-- start of PROVIDED MATERIAL --
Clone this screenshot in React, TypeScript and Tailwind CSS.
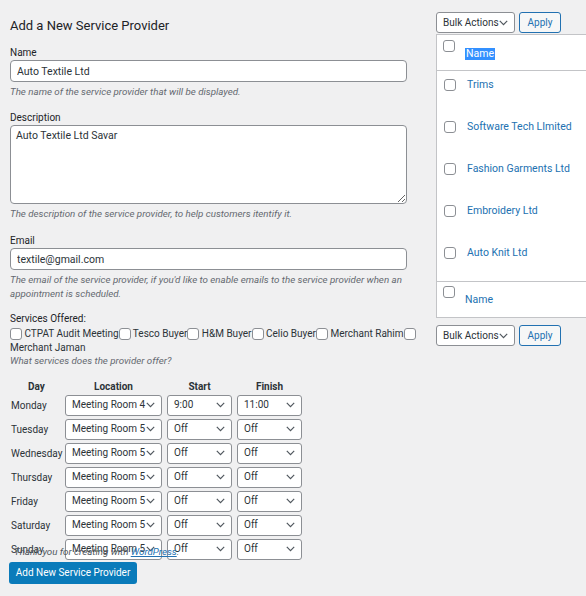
import React from "react";

const F = "font-['Roboto',sans-serif]";

function Chevron() {
  return (
    <svg width="9" height="6" viewBox="0 0 9 6" className="shrink-0">
      <path d="M0.8 0.9 L4.5 4.6 L8.2 0.9" fill="none" stroke="#50575e" strokeWidth="1.2" />
    </svg>
  );
}

function Box({ cls = "" }: { cls?: string }) {
  return (
    <span
      className={`inline-block w-[12px] h-[12px] border border-[#8c8f94] rounded-[3px] bg-white align-[-3px] ${cls}`}
    />
  );
}

function Sel({ text, w }: { text: string; w: string }) {
  return (
    <div
      className={`${w} h-[21px] bg-white border border-[#8c8f94] rounded-[3px] flex items-center justify-between pl-[6px] pr-[6px] text-[10px] text-[#2c3338] leading-none`}
    >
      <span className="whitespace-nowrap">{text}</span>
      <Chevron />
    </div>
  );
}

const days: [string, string, string, string][] = [
  ["Monday", "Meeting Room 4", "9:00", "11:00"],
  ["Tuesday", "Meeting Room 5", "Off", "Off"],
  ["Wednesday", "Meeting Room 5", "Off", "Off"],
  ["Thursday", "Meeting Room 5", "Off", "Off"],
  ["Friday", "Meeting Room 5", "Off", "Off"],
  ["Saturday", "Meeting Room 5", "Off", "Off"],
  ["Sunday", "Meeting Room 5", "Off", "Off"],
];

const providers = ["Trims", "Software Tech LImited", "Fashion Garments Ltd", "Embroidery Ltd", "Auto Knit Ltd"];

function BulkBar() {
  return (
    <div className="flex gap-[4px]">
      <div className="w-[79px] h-[21px] bg-white border border-[#8c8f94] rounded-[3px] flex items-center justify-between pl-[6px] pr-[6px] text-[10px] text-[#2c3338] leading-none">
        <span className="whitespace-nowrap">Bulk Actions</span>
        <Chevron />
      </div>
      <div className="w-[42px] h-[21px] bg-[#f6f7f7] border border-[#2271b1] rounded-[3px] flex items-center justify-center text-[10px] text-[#2271b1] leading-none">
        Apply
      </div>
    </div>
  );
}

export default function App() {
  const help = "text-[9.75px] leading-[14px] italic text-[#646970]";
  const label = "text-[10px] leading-[14px] text-[#1d2327]";
  return (
    <div className={`${F} w-[586px] h-[596px] bg-[#f0f0f1] flex overflow-hidden text-[#1d2327]`}>
      {/* Left column */}
      <div className="w-[436px] shrink-0 pl-[10px] pt-[16px] relative">
        <h2 className="text-[13px] leading-[20px] text-[#1d2327]">Add a New Service Provider</h2>

        <div className={`${label} mt-[10px]`}>Name</div>
        <input
          readOnly
          value="Auto Textile Ltd"
          className="block w-[397px] h-[22px] bg-white border border-[#8c8f94] rounded-[4px] px-[6px] text-[10.5px] text-[#2c3338] outline-none"
        />
        <p className={`${help} mt-[3px]`}>The name of the service provider that will be displayed.</p>

        <div className={`${label} mt-[12px]`}>Description</div>
        <textarea
          readOnly
          value="Auto Textile Ltd Savar"
          className="block w-[397px] h-[79px] bg-white border border-[#8c8f94] rounded-[4px] px-[5px] pt-[3px] text-[10.5px] leading-[14px] text-[#2c3338] outline-none resize-y"
        />
        <p className={`${help} mt-[3px]`}>The description of the service provider, to help customers itentify it.</p>

        <div className={`${label} mt-[13px]`}>Email</div>
        <input
          readOnly
          value="textile@gmail.com"
          className="block w-[397px] h-[22px] bg-white border border-[#8c8f94] rounded-[4px] px-[6px] text-[10.5px] text-[#2c3338] outline-none"
        />
        <p className={`${help} mt-[3px] w-[412px]`}>
          The email of the service provider, if you'd like to enable emails to the service provider when an
          appointment is scheduled.
        </p>

        <div className={`${label} mt-[11px]`}>Services Offered:</div>
        <div className="mt-[1px] text-[10px] leading-[13.5px] text-[#2c3338] w-[412px]">
          <Box /> CTPAT Audit Meeting<Box /> Tesco Buyer<Box /> H&amp;M Buyer<Box /> Celio Buyer<Box /> Merchant
          Rahim<Box /> Merchant Jaman
        </div>
        <p className="text-[9.75px] leading-[13.5px] italic text-[#646970]">What services does the provider offer?</p>

        {/* Schedule table */}
        <div className="mt-[12px] grid grid-cols-[49px_97px_65px_65px] gap-x-[5px] gap-y-[3px] pl-[1px] text-[10px] text-[#2c3338]">
          <div className="font-bold text-center leading-[14px] -mb-[2px] -mr-[2px]">Day</div>
          <div className="font-bold text-center leading-[14px] -mb-[2px]">Location</div>
          <div className="font-bold text-center leading-[14px] -mb-[2px]">Start</div>
          <div className="font-bold text-center leading-[14px] -mb-[2px]">Finish</div>
          {days.map(([d, loc, s, f]) => (
            <React.Fragment key={d}>
              <div className="flex items-center h-[21px] whitespace-nowrap">{d}</div>
              <Sel text={loc} w="w-[97px]" />
              <Sel text={s} w="w-[65px]" />
              <Sel text={f} w="w-[65px]" />
            </React.Fragment>
          ))}
        </div>

        <div className="mt-[2px] w-[128px] h-[22px] -ml-[1px] bg-[#0a7bba] rounded-[3px] flex items-center justify-center text-[10px] text-white">
          Add New Service Provider
        </div>

        <div className="absolute left-[14px] top-[545px] text-[9.75px] leading-[14px] italic text-[#50575e] whitespace-nowrap">
          Thank you for creating with <span className="text-[#2271b1] underline">WordPress</span>.
        </div>
      </div>

      {/* Right column */}
      <div className="flex-1 min-w-0 pt-[12px]">
        <BulkBar />
        <div className="mt-[1px] w-[170px] bg-white border border-[#c3c4c7]">
          <div className="h-[36px] border-b border-[#c3c4c7] flex items-start">
            <Box cls="ml-[6px] mt-[5px]" />
            <span className="ml-[10px] mt-[13px] text-[10.5px] leading-[12px] bg-[#3390ff] text-white px-[1px]">
              Name
            </span>
          </div>
          {providers.map((p) => (
            <div key={p} className="h-[42px] flex items-start pt-[7px]">
              <Box cls="ml-[7px] mt-[1px]" />
              <span className="ml-[11px] text-[10.5px] leading-[14px] text-[#2271b1] whitespace-nowrap">{p}</span>
            </div>
          ))}
          <div className="h-[36px] border-t border-[#c3c4c7] flex items-start">
            <Box cls="ml-[6px] mt-[4px]" />
            <span className="ml-[10px] mt-[11px] text-[10.5px] leading-[14px] text-[#2271b1]">Name</span>
          </div>
        </div>
        <div className="mt-[7px]">
          <BulkBar />
        </div>
      </div>
    </div>
  );
}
-- end of PROVIDED MATERIAL --
- WHAT YOU ARE ASKED TO DO
Write out the full listing verbatim, excluding its pictures.

- TASK OUTPUT
Clone this screenshot in React, TypeScript and Tailwind CSS.
import React from "react";

const F = "font-['Roboto',sans-serif]";

function Chevron() {
  return (
    <svg width="9" height="6" viewBox="0 0 9 6" className="shrink-0">
      <path d="M0.8 0.9 L4.5 4.6 L8.2 0.9" fill="none" stroke="#50575e" strokeWidth="1.2" />
    </svg>
  );
}

function Box({ cls = "" }: { cls?: string }) {
  return (
    <span
      className={`inline-block w-[12px] h-[12px] border border-[#8c8f94] rounded-[3px] bg-white align-[-3px] ${cls}`}
    />
  );
}

function Sel({ text, w }: { text: string; w: string }) {
  return (
    <div
      className={`${w} h-[21px] bg-white border border-[#8c8f94] rounded-[3px] flex items-center justify-between pl-[6px] pr-[6px] text-[10px] text-[#2c3338] leading-none`}
    >
      <span className="whitespace-nowrap">{text}</span>
      <Chevron />
    </div>
  );
}

const days: [string, string, string, string][] = [
  ["Monday", "Meeting Room 4", "9:00", "11:00"],
  ["Tuesday", "Meeting Room 5", "Off", "Off"],
  ["Wednesday", "Meeting Room 5", "Off", "Off"],
  ["Thursday", "Meeting Room 5", "Off", "Off"],
  ["Friday", "Meeting Room 5", "Off", "Off"],
  ["Saturday", "Meeting Room 5", "Off", "Off"],
  ["Sunday", "Meeting Room 5", "Off", "Off"],
];

const providers = ["Trims", "Software Tech LImited", "Fashion Garments Ltd", "Embroidery Ltd", "Auto Knit Ltd"];

function BulkBar() {
  return (
    <div className="flex gap-[4px]">
      <div className="w-[79px] h-[21px] bg-white border border-[#8c8f94] rounded-[3px] flex items-center justify-between pl-[6px] pr-[6px] text-[10px] text-[#2c3338] leading-none">
        <span className="whitespace-nowrap">Bulk Actions</span>
        <Chevron />
      </div>
      <div className="w-[42px] h-[21px] bg-[#f6f7f7] border border-[#2271b1] rounded-[3px] flex items-center justify-center text-[10px] text-[#2271b1] leading-none">
        Apply
      </div>
    </div>
  );
}

export default function App() {
  const help = "text-[9.75px] leading-[14px] italic text-[#646970]";
  const label = "text-[10px] leading-[14px] text-[#1d2327]";
  return (
    <div className={`${F} w-[586px] h-[596px] bg-[#f0f0f1] flex overflow-hidden text-[#1d2327]`}>
      {/* Left column */}
      <div className="w-[436px] shrink-0 pl-[10px] pt-[16px] relative">
        <h2 className="text-[13px] leading-[20px] text-[#1d2327]">Add a New Service Provider</h2>

        <div className={`${label} mt-[10px]`}>Name</div>
        <input
          readOnly
          value="Auto Textile Ltd"
          className="block w-[397px] h-[22px] bg-white border border-[#8c8f94] rounded-[4px] px-[6px] text-[10.5px] text-[#2c3338] outline-none"
        />
        <p className={`${help} mt-[3px]`}>The name of the service provider that will be displayed.</p>

        <div className={`${label} mt-[12px]`}>Description</div>
        <textarea
          readOnly
          value="Auto Textile Ltd Savar"
          className="block w-[397px] h-[79px] bg-white border border-[#8c8f94] rounded-[4px] px-[5px] pt-[3px] text-[10.5px] leading-[14px] text-[#2c3338] outline-none resize-y"
        />
        <p className={`${help} mt-[3px]`}>The description of the service provider, to help customers itentify it.</p>

        <div className={`${label} mt-[13px]`}>Email</div>
        <input
          readOnly
          value="textile@gmail.com"
          className="block w-[397px] h-[22px] bg-white border border-[#8c8f94] rounded-[4px] px-[6px] text-[10.5px] text-[#2c3338] outline-none"
        />
        <p className={`${help} mt-[3px] w-[412px]`}>
          The email of the service provider, if you'd like to enable emails to the service provider when an
          appointment is scheduled.
        </p>

        <div className={`${label} mt-[11px]`}>Services Offered:</div>
        <div className="mt-[1px] text-[10px] leading-[13.5px] text-[#2c3338] w-[412px]">
          <Box /> CTPAT Audit Meeting<Box /> Tesco Buyer<Box /> H&amp;M Buyer<Box /> Celio Buyer<Box /> Merchant
          Rahim<Box /> Merchant Jaman
        </div>
        <p className="text-[9.75px] leading-[13.5px] italic text-[#646970]">What services does the provider offer?</p>

        {/* Schedule table */}
        <div className="mt-[12px] grid grid-cols-[49px_97px_65px_65px] gap-x-[5px] gap-y-[3px] pl-[1px] text-[10px] text-[#2c3338]">
          <div className="font-bold text-center leading-[14px] -mb-[2px] -mr-[2px]">Day</div>
          <div className="font-bold text-center leading-[14px] -mb-[2px]">Location</div>
          <div className="font-bold text-center leading-[14px] -mb-[2px]">Start</div>
          <div className="font-bold text-center leading-[14px] -mb-[2px]">Finish</div>
          {days.map(([d, loc, s, f]) => (
            <React.Fragment key={d}>
              <div className="flex items-center h-[21px] whitespace-nowrap">{d}</div>
              <Sel text={loc} w="w-[97px]" />
              <Sel text={s} w="w-[65px]" />
              <Sel text={f} w="w-[65px]" />
            </React.Fragment>
          ))}
        </div>

        <div className="mt-[2px] w-[128px] h-[22px] -ml-[1px] bg-[#0a7bba] rounded-[3px] flex items-center justify-center text-[10px] text-white">
          Add New Service Provider
        </div>

        <div className="absolute left-[14px] top-[545px] text-[9.75px] leading-[14px] italic text-[#50575e] whitespace-nowrap">
          Thank you for creating with <span className="text-[#2271b1] underline">WordPress</span>.
        </div>
      </div>

      {/* Right column */}
      <div className="flex-1 min-w-0 pt-[12px]">
        <BulkBar />
        <div className="mt-[1px] w-[170px] bg-white border border-[#c3c4c7]">
          <div className="h-[36px] border-b border-[#c3c4c7] flex items-start">
            <Box cls="ml-[6px] mt-[5px]" />
            <span className="ml-[10px] mt-[13px] text-[10.5px] leading-[12px] bg-[#3390ff] text-white px-[1px]">
              Name
            </span>
          </div>
          {providers.map((p) => (
            <div key={p} className="h-[42px] flex items-start pt-[7px]">
              <Box cls="ml-[7px] mt-[1px]" />
              <span className="ml-[11px] text-[10.5px] leading-[14px] text-[#2271b1] whitespace-nowrap">{p}</span>
            </div>
          ))}
          <div className="h-[36px] border-t border-[#c3c4c7] flex items-start">
            <Box cls="ml-[6px] mt-[4px]" />
            <span className="ml-[10px] mt-[11px] text-[10.5px] leading-[14px] text-[#2271b1]">Name</span>
          </div>
        </div>
        <div className="mt-[7px]">
          <BulkBar />
        </div>
      </div>
    </div>
  );
}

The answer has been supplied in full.